T.S. Eliot's 1922 masterpiece The Waste Land could very well have been the story of his wretched marriage to Vivienne Haigh-Wood (Richardson), chronicled in this adaptation from the stage play.
Eliot (Dafoe) was born in St. Louis, but nothing in his manner suggested the "Show Me" state. "He tried hard to be more English than the English," wryly notes his future brother-in-law (Tim Dutton).
While a philosophy graduate student at Oxford under the tutelage of Bertrand Russell (Nickolas Grace), Dafoe falls in love with Richardson, a well-born, high-spirited woman who shares his ardor, believes strongly in his talent and marries him quickly, failing to mention some complications. She has what in more demure days were described as "woman's problems": an ungovernable menstrual cycle causing constant, humiliating bleeding and ungovernable mood swings causing constant, humiliating scenes at home and abroad.

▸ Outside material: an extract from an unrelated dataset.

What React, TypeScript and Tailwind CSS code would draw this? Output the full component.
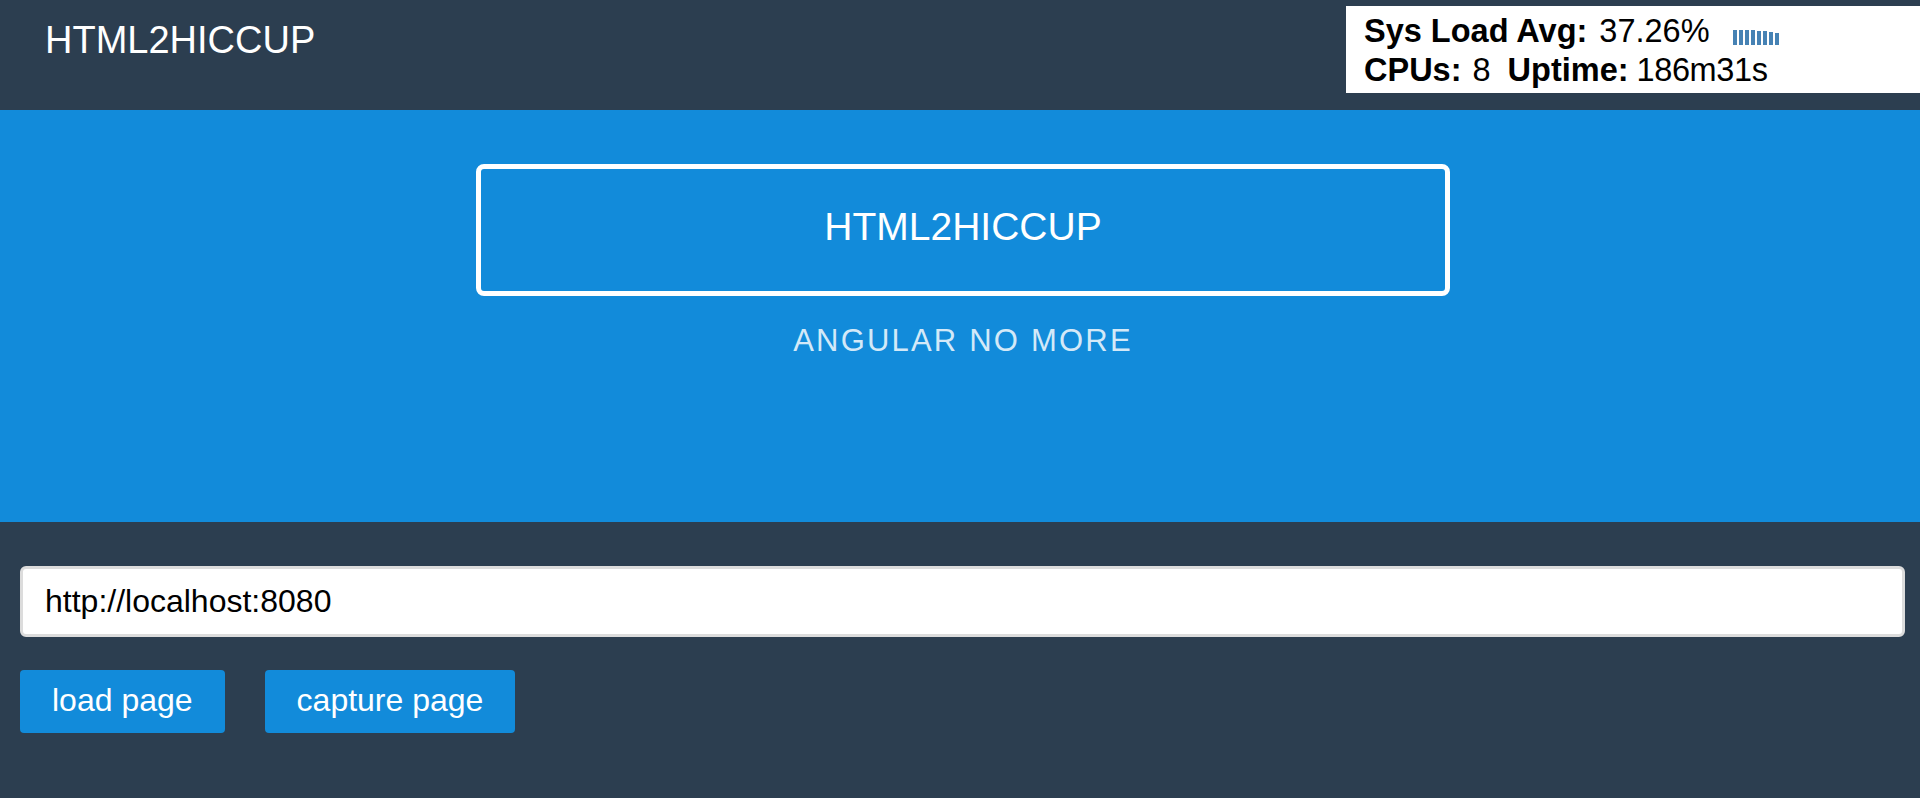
import { useState } from 'react';

// recent load samples, drawn as a tiny bar sparkline next to the average
const LOAD_SAMPLES = [15, 15, 15, 15, 14, 14, 13, 12];

function LoadBars() {
  return (
    <div className="mb-[6px] ml-[23px] flex h-[15px] items-end gap-[2px] self-end">
      {LOAD_SAMPLES.map((h, i) => (
        <span key={i} className="w-[4px] bg-[#4682b4]" style={{ height: h }} />
      ))}
    </div>
  );
}

function SysStats() {
  return (
    <div className="mt-[6px] h-[87px] w-[574px] bg-white pl-[18px] pt-[6px] text-[32.5px] leading-[39px] text-black">
      <div className="flex">
        <b>Sys Load Avg:</b>
        <span className="ml-[12px]">37.26%</span>
        <LoadBars />
      </div>
      <div className="flex">
        <b>CPUs:</b>
        <span className="ml-[11px]">8</span>
        <b className="ml-[17px]">Uptime:</b>
        <span className="ml-[8px] tracking-[-0.4px]">186m31s</span>
      </div>
    </div>
  );
}

export default function App() {
  const [url, setUrl] = useState('http://localhost:8080');

  return (
    <div className="min-h-[798px] bg-[#2c3e50] font-['Liberation_Sans',Arial,sans-serif]">
      {/* Top bar */}
      <header className="flex h-[110px] items-start justify-between">
        <h1 className="pl-[45px] pt-[21px] text-[38px] leading-[38px] text-white">HTML2HICCUP</h1>
        <SysStats />
      </header>

      {/* Hero */}
      <section className="flex h-[412px] flex-col items-center bg-[#128bda] pl-[6px] pt-[54px]">
        <div className="h-[132px] w-[974px] rounded-[8px] border-[5px] border-white pt-[38px] text-center text-[39px] leading-[39px] text-white">
          HTML2HICCUP
        </div>
        <p className="mt-[30px] text-[31px] leading-[30px] tracking-[2.2px] text-[#d3e9f8]">ANGULAR NO MORE</p>
      </section>

      {/* Controls */}
      <main className="pl-[20px] pr-[15px] pt-[44px]">
        <input
          value={url}
          onChange={e => setUrl(e.target.value)}
          className="h-[71px] w-full rounded-[6px] border-[3px] border-[#dcdcdc] bg-white pl-[22px] text-[32px] text-black outline-none"
        />
        <div className="mt-[33px] flex gap-[40px]">
          <button className="h-[63px] rounded-[4px] bg-[#128bda] px-8 pb-[3px] text-[32px] text-white">load page</button>
          <button className="h-[63px] rounded-[4px] bg-[#128bda] px-8 pb-[3px] text-[32px] text-white">capture page</button>
        </div>
      </main>
    </div>
  );
}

As Dafoe begins to enjoy more and more literary success, becoming the darling of the Bloomsbury group, Richardson, his inspiration, helpmate and eager typist, becomes more and more a liability. She drinks too much, abuses her medications and on one occasion brandishes a knife at Virginia Woolf. Dafoe professes his undying love and devotion to Richardson, but there's a chill to him that central heating wouldn't help. Toward the end of her life, he has Richardson institutionalized against her will for more than 10 years and never visits her.